## DIRECTIONS
Pictures within the data are to be left out; everything else must be reproduced exactly.

╭─ RECORDED DATA

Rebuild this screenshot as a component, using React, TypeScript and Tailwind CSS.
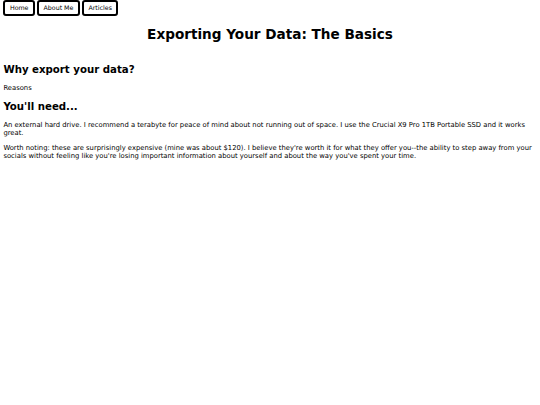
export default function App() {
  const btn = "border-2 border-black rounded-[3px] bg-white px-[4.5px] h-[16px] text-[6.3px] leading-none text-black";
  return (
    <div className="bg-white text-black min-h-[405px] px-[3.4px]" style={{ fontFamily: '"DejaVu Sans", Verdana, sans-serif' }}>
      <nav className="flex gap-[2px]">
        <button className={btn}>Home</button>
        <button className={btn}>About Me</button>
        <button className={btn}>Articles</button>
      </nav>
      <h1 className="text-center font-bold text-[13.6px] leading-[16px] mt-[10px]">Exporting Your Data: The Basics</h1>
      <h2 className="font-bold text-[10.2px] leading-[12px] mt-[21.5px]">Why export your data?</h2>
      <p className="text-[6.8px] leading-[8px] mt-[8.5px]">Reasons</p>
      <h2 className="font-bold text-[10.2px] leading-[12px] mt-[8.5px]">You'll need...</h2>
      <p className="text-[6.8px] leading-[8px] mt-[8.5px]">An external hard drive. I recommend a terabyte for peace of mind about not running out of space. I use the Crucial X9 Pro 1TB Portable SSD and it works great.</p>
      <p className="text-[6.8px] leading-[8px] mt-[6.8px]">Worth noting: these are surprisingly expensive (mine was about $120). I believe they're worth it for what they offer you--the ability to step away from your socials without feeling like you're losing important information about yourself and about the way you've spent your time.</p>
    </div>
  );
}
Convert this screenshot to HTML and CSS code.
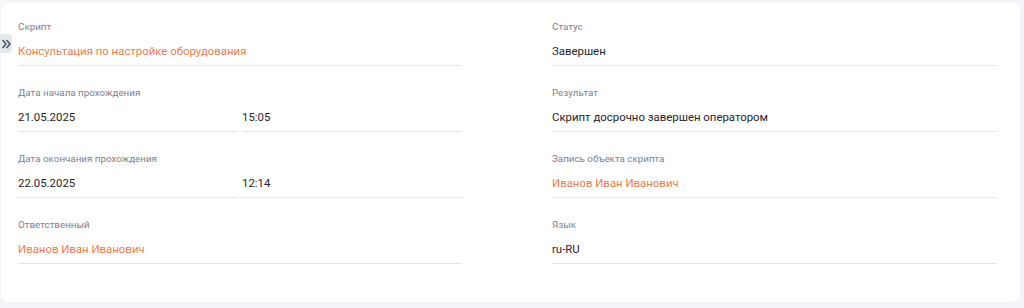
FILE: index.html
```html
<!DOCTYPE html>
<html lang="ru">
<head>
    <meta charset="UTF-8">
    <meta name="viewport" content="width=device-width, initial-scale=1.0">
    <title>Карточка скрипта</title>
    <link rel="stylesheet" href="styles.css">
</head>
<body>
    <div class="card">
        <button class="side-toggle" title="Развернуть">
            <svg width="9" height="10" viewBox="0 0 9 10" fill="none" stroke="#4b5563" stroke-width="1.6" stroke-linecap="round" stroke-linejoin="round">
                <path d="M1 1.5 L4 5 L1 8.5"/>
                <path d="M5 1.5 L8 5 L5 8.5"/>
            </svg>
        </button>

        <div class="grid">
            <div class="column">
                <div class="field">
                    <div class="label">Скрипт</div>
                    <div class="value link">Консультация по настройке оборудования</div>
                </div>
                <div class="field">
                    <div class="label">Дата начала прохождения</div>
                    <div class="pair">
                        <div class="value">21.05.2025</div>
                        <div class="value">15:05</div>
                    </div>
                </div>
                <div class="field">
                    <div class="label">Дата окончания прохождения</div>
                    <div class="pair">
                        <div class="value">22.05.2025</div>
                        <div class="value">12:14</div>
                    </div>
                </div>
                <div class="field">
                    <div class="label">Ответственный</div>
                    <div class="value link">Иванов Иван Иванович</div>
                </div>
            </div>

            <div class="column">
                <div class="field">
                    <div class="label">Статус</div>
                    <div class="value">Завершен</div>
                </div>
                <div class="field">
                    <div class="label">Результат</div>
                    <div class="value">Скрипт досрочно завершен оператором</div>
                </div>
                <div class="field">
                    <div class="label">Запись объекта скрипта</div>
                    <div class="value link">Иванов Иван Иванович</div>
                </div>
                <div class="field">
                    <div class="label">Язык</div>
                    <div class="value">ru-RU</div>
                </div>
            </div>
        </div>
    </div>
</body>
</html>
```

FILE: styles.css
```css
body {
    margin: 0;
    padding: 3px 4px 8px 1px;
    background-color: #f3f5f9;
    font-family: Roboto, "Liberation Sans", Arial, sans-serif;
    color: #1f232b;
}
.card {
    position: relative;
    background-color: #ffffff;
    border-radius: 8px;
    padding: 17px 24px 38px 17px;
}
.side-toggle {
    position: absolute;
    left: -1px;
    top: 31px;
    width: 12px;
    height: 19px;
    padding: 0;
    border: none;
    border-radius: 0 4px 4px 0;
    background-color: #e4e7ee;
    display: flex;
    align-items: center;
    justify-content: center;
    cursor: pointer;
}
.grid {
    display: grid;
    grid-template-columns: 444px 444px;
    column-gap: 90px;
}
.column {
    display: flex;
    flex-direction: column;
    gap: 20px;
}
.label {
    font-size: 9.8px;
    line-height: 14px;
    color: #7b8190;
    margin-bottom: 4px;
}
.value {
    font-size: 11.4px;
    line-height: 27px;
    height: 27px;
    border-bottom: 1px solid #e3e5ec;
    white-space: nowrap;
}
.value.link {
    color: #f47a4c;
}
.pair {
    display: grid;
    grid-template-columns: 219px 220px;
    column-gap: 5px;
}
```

╰─

## THE COMPLETED TASK
Rebuild this screenshot as a component, using React, TypeScript and Tailwind CSS.
export default function App() {
  const btn = "border-2 border-black rounded-[3px] bg-white px-[4.5px] h-[16px] text-[6.3px] leading-none text-black";
  return (
    <div className="bg-white text-black min-h-[405px] px-[3.4px]" style={{ fontFamily: '"DejaVu Sans", Verdana, sans-serif' }}>
      <nav className="flex gap-[2px]">
        <button className={btn}>Home</button>
        <button className={btn}>About Me</button>
        <button className={btn}>Articles</button>
      </nav>
      <h1 className="text-center font-bold text-[13.6px] leading-[16px] mt-[10px]">Exporting Your Data: The Basics</h1>
      <h2 className="font-bold text-[10.2px] leading-[12px] mt-[21.5px]">Why export your data?</h2>
      <p className="text-[6.8px] leading-[8px] mt-[8.5px]">Reasons</p>
      <h2 className="font-bold text-[10.2px] leading-[12px] mt-[8.5px]">You'll need...</h2>
      <p className="text-[6.8px] leading-[8px] mt-[8.5px]">An external hard drive. I recommend a terabyte for peace of mind about not running out of space. I use the Crucial X9 Pro 1TB Portable SSD and it works great.</p>
      <p className="text-[6.8px] leading-[8px] mt-[6.8px]">Worth noting: these are surprisingly expensive (mine was about $120). I believe they're worth it for what they offer you--the ability to step away from your socials without feeling like you're losing important information about yourself and about the way you've spent your time.</p>
    </div>
  );
}
Convert this screenshot to HTML and CSS code.
FILE: index.html
```html
<!DOCTYPE html>
<html lang="ru">
<head>
    <meta charset="UTF-8">
    <meta name="viewport" content="width=device-width, initial-scale=1.0">
    <title>Карточка скрипта</title>
    <link rel="stylesheet" href="styles.css">
</head>
<body>
    <div class="card">
        <button class="side-toggle" title="Развернуть">
            <svg width="9" height="10" viewBox="0 0 9 10" fill="none" stroke="#4b5563" stroke-width="1.6" stroke-linecap="round" stroke-linejoin="round">
                <path d="M1 1.5 L4 5 L1 8.5"/>
                <path d="M5 1.5 L8 5 L5 8.5"/>
            </svg>
        </button>

        <div class="grid">
            <div class="column">
                <div class="field">
                    <div class="label">Скрипт</div>
                    <div class="value link">Консультация по настройке оборудования</div>
                </div>
                <div class="field">
                    <div class="label">Дата начала прохождения</div>
                    <div class="pair">
                        <div class="value">21.05.2025</div>
                        <div class="value">15:05</div>
                    </div>
                </div>
                <div class="field">
                    <div class="label">Дата окончания прохождения</div>
                    <div class="pair">
                        <div class="value">22.05.2025</div>
                        <div class="value">12:14</div>
                    </div>
                </div>
                <div class="field">
                    <div class="label">Ответственный</div>
                    <div class="value link">Иванов Иван Иванович</div>
                </div>
            </div>

            <div class="column">
                <div class="field">
                    <div class="label">Статус</div>
                    <div class="value">Завершен</div>
                </div>
                <div class="field">
                    <div class="label">Результат</div>
                    <div class="value">Скрипт досрочно завершен оператором</div>
                </div>
                <div class="field">
                    <div class="label">Запись объекта скрипта</div>
                    <div class="value link">Иванов Иван Иванович</div>
                </div>
                <div class="field">
                    <div class="label">Язык</div>
                    <div class="value">ru-RU</div>
                </div>
            </div>
        </div>
    </div>
</body>
</html>
```

FILE: styles.css
```css
body {
    margin: 0;
    padding: 3px 4px 8px 1px;
    background-color: #f3f5f9;
    font-family: Roboto, "Liberation Sans", Arial, sans-serif;
    color: #1f232b;
}
.card {
    position: relative;
    background-color: #ffffff;
    border-radius: 8px;
    padding: 17px 24px 38px 17px;
}
.side-toggle {
    position: absolute;
    left: -1px;
    top: 31px;
    width: 12px;
    height: 19px;
    padding: 0;
    border: none;
    border-radius: 0 4px 4px 0;
    background-color: #e4e7ee;
    display: flex;
    align-items: center;
    justify-content: center;
    cursor: pointer;
}
.grid {
    display: grid;
    grid-template-columns: 444px 444px;
    column-gap: 90px;
}
.column {
    display: flex;
    flex-direction: column;
    gap: 20px;
}
.label {
    font-size: 9.8px;
    line-height: 14px;
    color: #7b8190;
    margin-bottom: 4px;
}
.value {
    font-size: 11.4px;
    line-height: 27px;
    height: 27px;
    border-bottom: 1px solid #e3e5ec;
    white-space: nowrap;
}
.value.link {
    color: #f47a4c;
}
.pair {
    display: grid;
    grid-template-columns: 219px 220px;
    column-gap: 5px;
}
```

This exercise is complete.